Data block:
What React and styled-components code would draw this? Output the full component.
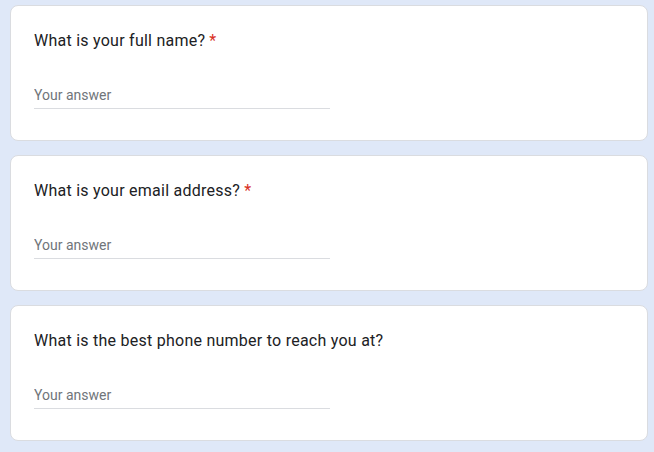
import styled, { createGlobalStyle } from "styled-components";

const Global = createGlobalStyle`
  html, body {
    margin: 0;
    padding: 0;
    background: #dfe8f8;
  }
  * { box-sizing: border-box; }
`;

const Page = styled.div`
  display: flex;
  flex-direction: column;
  gap: 14px;
  padding: 5px 6px 12px 10px;
  font-family: Roboto, "Liberation Sans", sans-serif;
`;

const Card = styled.div`
  background: #fff;
  border: 1px solid #dadce0;
  border-radius: 8px;
  height: 136px;
  padding: 23px 23px 0 23px;
  display: flex;
  flex-direction: column;
`;

const Question = styled.div`
  font-size: 16px;
  line-height: 24px;
  color: #202124;
  letter-spacing: 0.25px;
`;

const Star = styled.span`
  color: #d93025;
  margin-left: 4px;
`;

const Answer = styled.input`
  margin-top: 24px;
  width: 296px;
  border: none;
  border-bottom: 1px solid #dadce0;
  outline: none;
  padding: 8px 0 3px 0;
  font-family: inherit;
  font-size: 14px;
  line-height: 20px;
  color: #202124;
  background: transparent;
  &::placeholder {
    color: #70757a;
  }
`;

const questions = [
  { text: "What is your full name?", required: true },
  { text: "What is your email address?", required: true },
  { text: "What is the best phone number to reach you at?", required: false },
];

export default function App() {
  return (
    <>
      <Global />
      <Page>
        {questions.map((q) => (
          <Card key={q.text}>
            <Question>
              {q.text}
              {q.required && <Star>*</Star>}
            </Question>
            <Answer placeholder="Your answer" />
          </Card>
        ))}
      </Page>
    </>
  );
}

Problem: Show every line above in which the word "full" occurs.

Completed task:
What React and styled-components code would draw this? Output the full component.
  { text: "What is your full name?", required: true },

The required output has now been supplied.